We join our Argentinian hosts at the UN Headquarters and set off for Sector 1 in convoy, our first stop is in the Buffer Zone, near the northern edge, by a Turkish Cypriot village which lies just outside the Buffer Zone and further north. Here we are standing on the site of a serious disagreement last year with one of the opposing forces that ultimately was resolved after some prolonged negotiations by the UN Force Commander, Maj Gen Chao Liu, but the area still remains contentious.
Polite discussions and negotiations
Soon after our arrival and as our Argentinian host is explaining the past problems to us an officer and private soldier from one of the opposing forces approach us.
Our visit has just become a patrol and we are witnessing a violation of the status quo agreements. This means that troops from either of the opposing forces can only enter the Buffer Zone with prior UN agreement and that is not the case here. To start with we observe, photograph and report the incursion. Meanwhile the officer observes photographs and reports us! Our Argentinian host begins to discuss the situation with the officer but an Argentine patrol arrives and we are able to hand over the incident to the new arrivals.
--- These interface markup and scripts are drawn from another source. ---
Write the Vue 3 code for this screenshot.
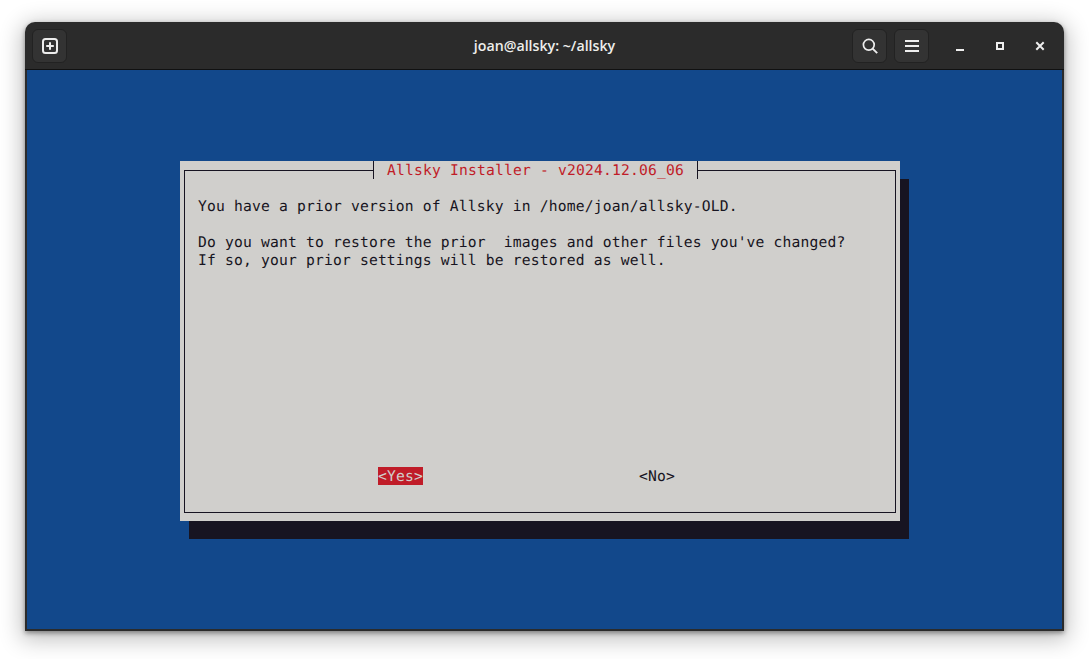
<script setup>
const lines = [
  'You have a prior version of Allsky in /home/joan/allsky-OLD.',
  '',
  "Do you want to restore the prior  images and other files you've changed?",
  'If so, your prior settings will be restored as well.'
]
</script>

<template>
  <div class="page">
    <div class="window">
      <header class="headerbar">
        <div class="side">
          <button class="hbtn" aria-label="New tab">
            <svg width="16" height="16" viewBox="0 0 16 16" fill="none">
              <rect x="1" y="1" width="14" height="14" rx="2.5" stroke="#eee" stroke-width="2" />
              <path d="M8 4.2v7.6M4.2 8h7.6" stroke="#eee" stroke-width="2" />
            </svg>
          </button>
        </div>
        <div class="title">joan@allsky: ~/allsky</div>
        <div class="side right">
          <button class="hbtn" aria-label="Search">
            <svg width="16" height="16" viewBox="0 0 16 16" fill="none">
              <circle cx="6.8" cy="6.8" r="5.4" stroke="#eee" stroke-width="1.7" />
              <path d="M10.6 10.6l4.6 4.6" stroke="#eee" stroke-width="1.9" />
            </svg>
          </button>
          <button class="hbtn" aria-label="Menu">
            <svg width="14" height="14" viewBox="0 0 14 14" fill="none">
              <path d="M0 2h14M0 7h14M0 12h14" stroke="#eee" stroke-width="2" />
            </svg>
          </button>
          <div class="controls">
            <svg width="40" height="16" viewBox="0 0 16 16" fill="none">
              <path d="M4 12h8" stroke="#eee" stroke-width="2" />
            </svg>
            <svg width="40" height="16" viewBox="0 0 16 16" fill="none">
              <rect x="5" y="5" width="6" height="6" stroke="#eee" stroke-width="2" />
            </svg>
            <svg width="40" height="16" viewBox="0 0 16 16" fill="none">
              <path d="M4.3 4.3l7.4 7.4M11.7 4.3l-7.4 7.4" stroke="#eee" stroke-width="2" />
            </svg>
          </div>
        </div>
      </header>
      <main class="terminal">
        <section class="dialog">
          <div class="box">
            <div class="box-title"><span>Allsky Installer - v2024.12.06_06</span></div>
            <div class="message">
              <div v-for="(line, i) in lines" :key="i" class="line">{{ line }}</div>
            </div>
            <div class="actions">
              <span class="action active">&lt;Yes&gt;</span>
              <span class="action">&lt;No&gt;</span>
            </div>
          </div>
        </section>
      </main>
    </div>
  </div>
</template>

<style scoped>
.page {
  width: 1089px;
  height: 659px;
  padding: 22px 25px 28px;
  box-sizing: border-box;
  background: #fff;
}
.window {
  height: 609px;
  display: flex;
  flex-direction: column;
  border-radius: 10px 10px 0 0;
  background: #2b2b2b;
  box-shadow: 0 2px 5px rgba(0, 0, 0, 0.4), 0 5px 22px 4px rgba(0, 0, 0, 0.24);
  padding: 0 2px 2px;
  box-sizing: border-box;
}
.headerbar {
  height: 47px;
  flex: none;
  display: flex;
  align-items: center;
  border-bottom: 1px solid #111;
  margin: 0 -2px;
  padding-left: 7px;
}
.side {
  flex: 1 1 0;
  display: flex;
  align-items: center;
  gap: 7px;
}
.right {
  justify-content: flex-end;
}
.hbtn {
  width: 35px;
  height: 34px;
  padding: 0;
  margin: 0;
  flex: none;
  display: flex;
  align-items: center;
  justify-content: center;
  background: #333;
  border: 1px solid #222;
  border-radius: 6px;
  box-sizing: border-box;
}
.title {
  flex: none;
  color: #eeeeec;
  font: 600 14.2px "Open Sans", "Noto Sans", sans-serif;
  margin-left: -7px;
}
.controls {
  flex: none;
  display: flex;
  margin-left: 4px;
  padding-right: 4px;
}
.terminal {
  flex: 1;
  min-height: 0;
  background: #12488b;
  padding: 91px 0 0 153px;
  box-sizing: border-box;
  font: 14.67px/20px "DejaVu Sans Mono", monospace;
  letter-spacing: 0.17px;
  white-space: pre;
  text-rendering: geometricPrecision;
}
.dialog {
  width: 720px;
  height: 360px;
  background: #d0cfcc;
  box-shadow: 9px 18px 0 #171421;
  padding: 9px 4px 8px 4px;
  box-sizing: border-box;
  color: #171421;
}
.box {
  position: relative;
  height: 100%;
  border: 1px solid #171421;
  box-sizing: border-box;
  padding: 26px 13px 0;
  display: flex;
  flex-direction: column;
}
.box-title {
  position: absolute;
  top: -10px;
  left: 188px;
  width: 325px;
  height: 18px;
  box-sizing: border-box;
  background: #d0cfcc;
  border-left: 1px solid #171421;
  border-right: 1px solid #171421;
  text-align: center;
  color: #c01c28;
}
.message {
  flex: 1;
}
.line {
  height: 18px;
}
.actions {
  display: flex;
  padding: 0 0 27px 180px;
}
.action {
  height: 18px;
}
.active {
  background: #c01c28;
  color: #d0cfcc;
  margin-right: 216px;
}
</style>

<style>
html, body {
  margin: 0;
  overflow: hidden;
  background: #fff;
}
</style>
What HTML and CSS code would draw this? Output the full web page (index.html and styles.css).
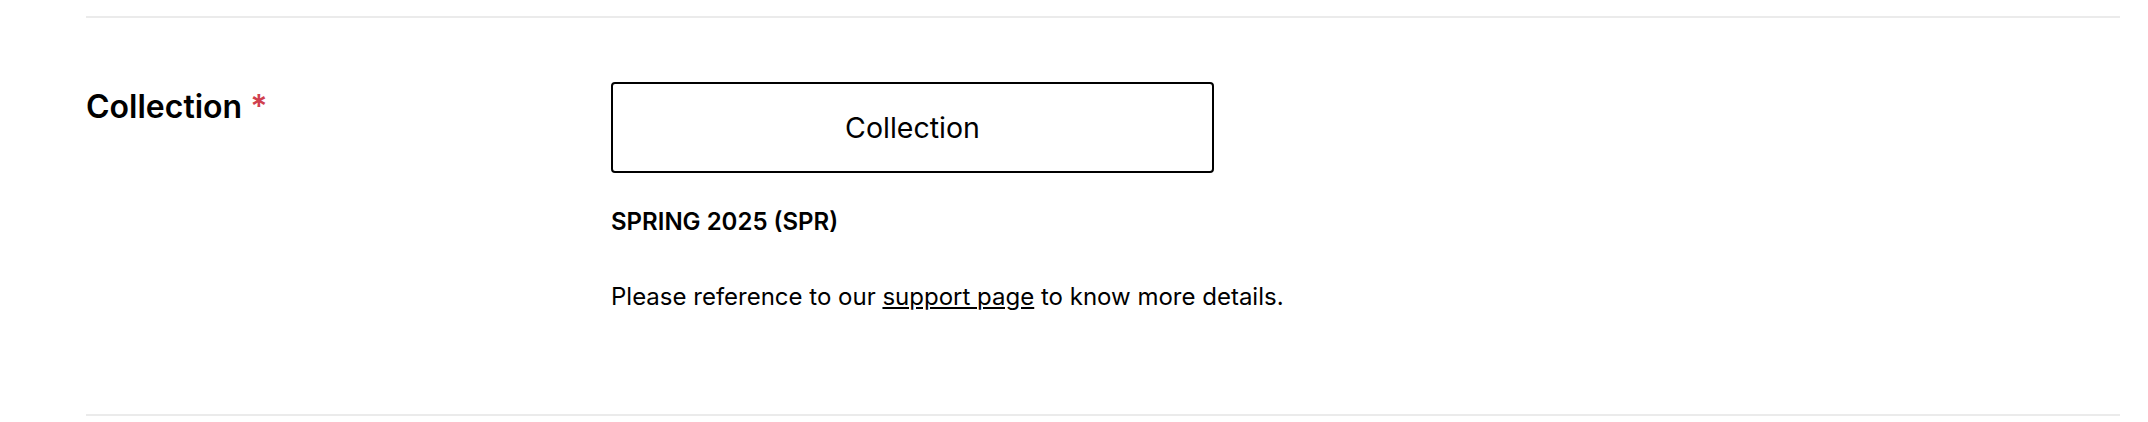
FILE: index.html
```html
<!DOCTYPE html>
<html lang="en">
<head>
  <meta charset="UTF-8" />
  <meta name="viewport" content="width=device-width, initial-scale=1.0"/>
  <title>Collection</title>
  <link rel="stylesheet" href="styles.css">
</head>
<body>

  <div class="page">
    <section class="field-row">
      <div class="field-label">
        <h2>Collection <span class="req">*</span></h2>
      </div>
      <div class="field-body">
        <button type="button" class="picker">Collection</button>
        <p class="selected">SPRING 2025 (SPR)</p>
        <p class="hint">Please reference to our <a href="#">support page</a> to know more details.</p>
      </div>
    </section>
  </div>

</body>
</html>
```

FILE: styles.css
```css
body { margin: 0; background: #fff; color: #000; font-family: Inter, "Noto Sans", sans-serif; }
.page { padding: 16px 28px 0 86px; }
.field-row { display: grid; grid-template-columns: 525px 1fr; border-top: 2px solid #ebebeb; border-bottom: 2px solid #ebebeb; padding: 64px 0 103px; }
.field-label h2 { margin: 5px 0 0; font-size: 32px; font-weight: 600; line-height: 39px; }
.req { color: #d0404f; }
.field-body { display: flex; flex-direction: column; align-items: flex-start; }
.picker { width: 603px; height: 91px; padding: 0; border: 2px solid #000; border-radius: 4px; background: #fff; color: #000; font-family: inherit; font-size: 28.5px; cursor: pointer; }
.selected { margin: 34px 0 0; font-size: 24px; font-weight: 600; line-height: 29px; }
.hint { margin: 46px 0 0; font-size: 24px; line-height: 29px; }
.hint a { color: inherit; text-decoration: underline; }
```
Welcome to the UN Buffer Zone where instead of violence, it is polite discussions and negotiations over what might appear to be very minor incidents, but this is the world of the peacekeeper and it has worked for many years here. Our success means tensions between the Greek Cypriot and Turkish Cypriot sides have eased and now it will be the diplomats and politicians who must reach a solution through talk.
The rest of the visit passes without incident as we journey to the far end of the Buffer Zone to visit the large manned observation post there. This OP is on the top of a small mountain that looks out over the sea. Here an officer and eight soldiers look out over the other peaks at the equally isolated Greek Cypriot and Turkish positions in the distance.